§ **WHAT IS EXPECTED**: Leaving out the pictures, retype all the material exactly.

================

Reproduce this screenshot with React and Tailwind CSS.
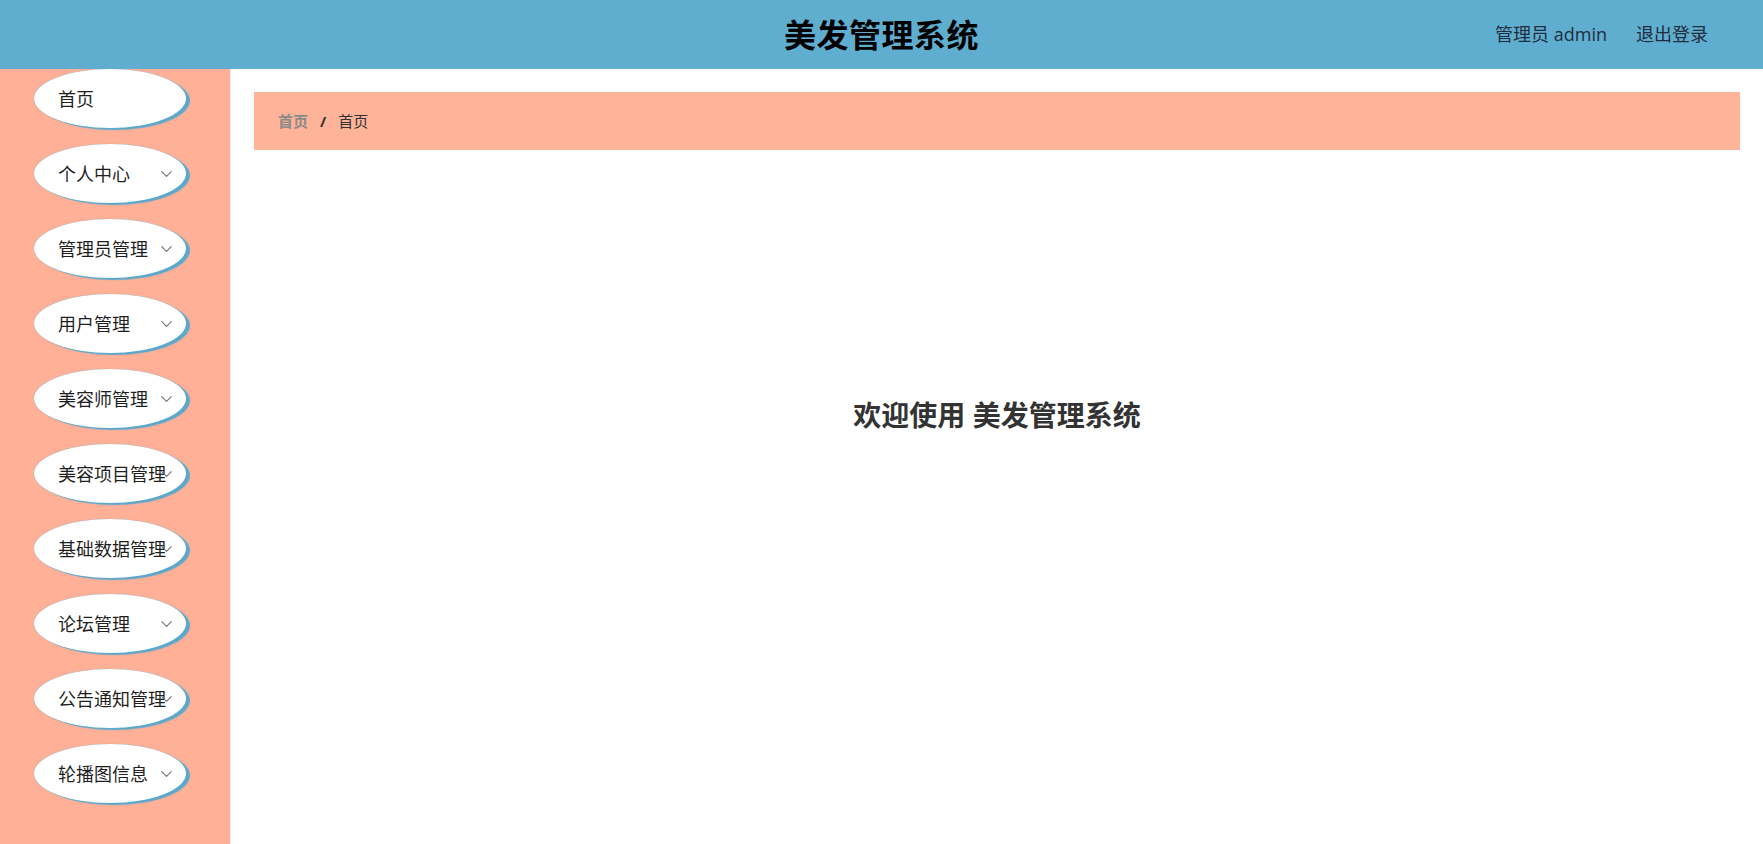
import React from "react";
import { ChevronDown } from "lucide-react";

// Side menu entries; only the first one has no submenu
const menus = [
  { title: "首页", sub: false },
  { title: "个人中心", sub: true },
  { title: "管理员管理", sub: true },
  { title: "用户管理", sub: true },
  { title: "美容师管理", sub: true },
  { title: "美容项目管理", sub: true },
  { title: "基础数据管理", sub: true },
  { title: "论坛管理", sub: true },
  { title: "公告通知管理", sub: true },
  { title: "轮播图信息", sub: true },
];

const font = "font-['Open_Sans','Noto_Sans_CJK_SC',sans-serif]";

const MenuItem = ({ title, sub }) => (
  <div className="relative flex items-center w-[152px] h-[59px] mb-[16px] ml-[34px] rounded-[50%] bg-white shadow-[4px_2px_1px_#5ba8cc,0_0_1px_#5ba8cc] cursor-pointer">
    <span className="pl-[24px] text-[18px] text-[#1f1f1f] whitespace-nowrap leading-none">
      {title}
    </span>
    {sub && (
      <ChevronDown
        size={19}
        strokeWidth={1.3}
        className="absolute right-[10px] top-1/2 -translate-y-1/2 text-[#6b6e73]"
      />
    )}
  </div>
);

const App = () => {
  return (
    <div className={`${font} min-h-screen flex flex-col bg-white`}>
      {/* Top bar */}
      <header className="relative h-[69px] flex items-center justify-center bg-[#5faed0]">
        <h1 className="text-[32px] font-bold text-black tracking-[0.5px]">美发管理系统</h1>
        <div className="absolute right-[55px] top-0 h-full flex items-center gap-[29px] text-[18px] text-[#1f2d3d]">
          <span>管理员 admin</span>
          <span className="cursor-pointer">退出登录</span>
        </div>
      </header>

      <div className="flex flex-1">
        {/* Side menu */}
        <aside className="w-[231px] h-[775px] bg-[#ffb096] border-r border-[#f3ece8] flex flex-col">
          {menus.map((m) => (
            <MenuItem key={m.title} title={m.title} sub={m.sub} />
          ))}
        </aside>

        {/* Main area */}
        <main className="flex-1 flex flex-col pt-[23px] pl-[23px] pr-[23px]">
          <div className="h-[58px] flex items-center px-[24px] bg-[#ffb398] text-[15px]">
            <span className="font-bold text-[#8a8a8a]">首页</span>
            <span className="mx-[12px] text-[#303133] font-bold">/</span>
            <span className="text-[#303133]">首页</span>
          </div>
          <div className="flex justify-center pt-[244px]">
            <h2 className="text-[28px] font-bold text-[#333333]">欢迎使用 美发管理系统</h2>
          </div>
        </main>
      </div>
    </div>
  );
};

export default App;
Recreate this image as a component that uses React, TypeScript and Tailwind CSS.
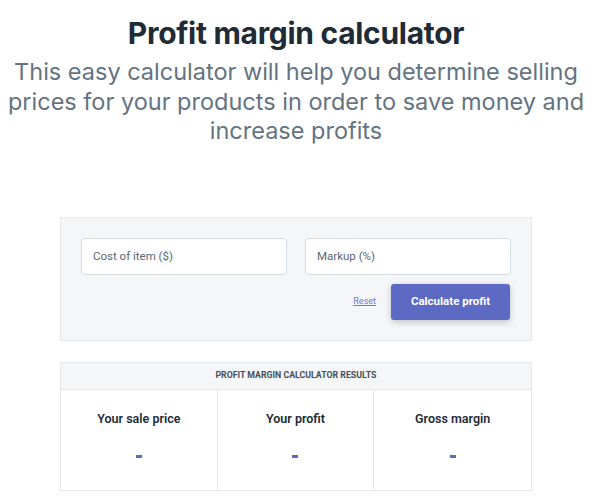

================

§ **CORRECT RESULT**:
Reproduce this screenshot with React and Tailwind CSS.
import React from "react";
import { ChevronDown } from "lucide-react";

// Side menu entries; only the first one has no submenu
const menus = [
  { title: "首页", sub: false },
  { title: "个人中心", sub: true },
  { title: "管理员管理", sub: true },
  { title: "用户管理", sub: true },
  { title: "美容师管理", sub: true },
  { title: "美容项目管理", sub: true },
  { title: "基础数据管理", sub: true },
  { title: "论坛管理", sub: true },
  { title: "公告通知管理", sub: true },
  { title: "轮播图信息", sub: true },
];

const font = "font-['Open_Sans','Noto_Sans_CJK_SC',sans-serif]";

const MenuItem = ({ title, sub }) => (
  <div className="relative flex items-center w-[152px] h-[59px] mb-[16px] ml-[34px] rounded-[50%] bg-white shadow-[4px_2px_1px_#5ba8cc,0_0_1px_#5ba8cc] cursor-pointer">
    <span className="pl-[24px] text-[18px] text-[#1f1f1f] whitespace-nowrap leading-none">
      {title}
    </span>
    {sub && (
      <ChevronDown
        size={19}
        strokeWidth={1.3}
        className="absolute right-[10px] top-1/2 -translate-y-1/2 text-[#6b6e73]"
      />
    )}
  </div>
);

const App = () => {
  return (
    <div className={`${font} min-h-screen flex flex-col bg-white`}>
      {/* Top bar */}
      <header className="relative h-[69px] flex items-center justify-center bg-[#5faed0]">
        <h1 className="text-[32px] font-bold text-black tracking-[0.5px]">美发管理系统</h1>
        <div className="absolute right-[55px] top-0 h-full flex items-center gap-[29px] text-[18px] text-[#1f2d3d]">
          <span>管理员 admin</span>
          <span className="cursor-pointer">退出登录</span>
        </div>
      </header>

      <div className="flex flex-1">
        {/* Side menu */}
        <aside className="w-[231px] h-[775px] bg-[#ffb096] border-r border-[#f3ece8] flex flex-col">
          {menus.map((m) => (
            <MenuItem key={m.title} title={m.title} sub={m.sub} />
          ))}
        </aside>

        {/* Main area */}
        <main className="flex-1 flex flex-col pt-[23px] pl-[23px] pr-[23px]">
          <div className="h-[58px] flex items-center px-[24px] bg-[#ffb398] text-[15px]">
            <span className="font-bold text-[#8a8a8a]">首页</span>
            <span className="mx-[12px] text-[#303133] font-bold">/</span>
            <span className="text-[#303133]">首页</span>
          </div>
          <div className="flex justify-center pt-[244px]">
            <h2 className="text-[28px] font-bold text-[#333333]">欢迎使用 美发管理系统</h2>
          </div>
        </main>
      </div>
    </div>
  );
};

export default App;
Recreate this image as a component that uses React, TypeScript and Tailwind CSS.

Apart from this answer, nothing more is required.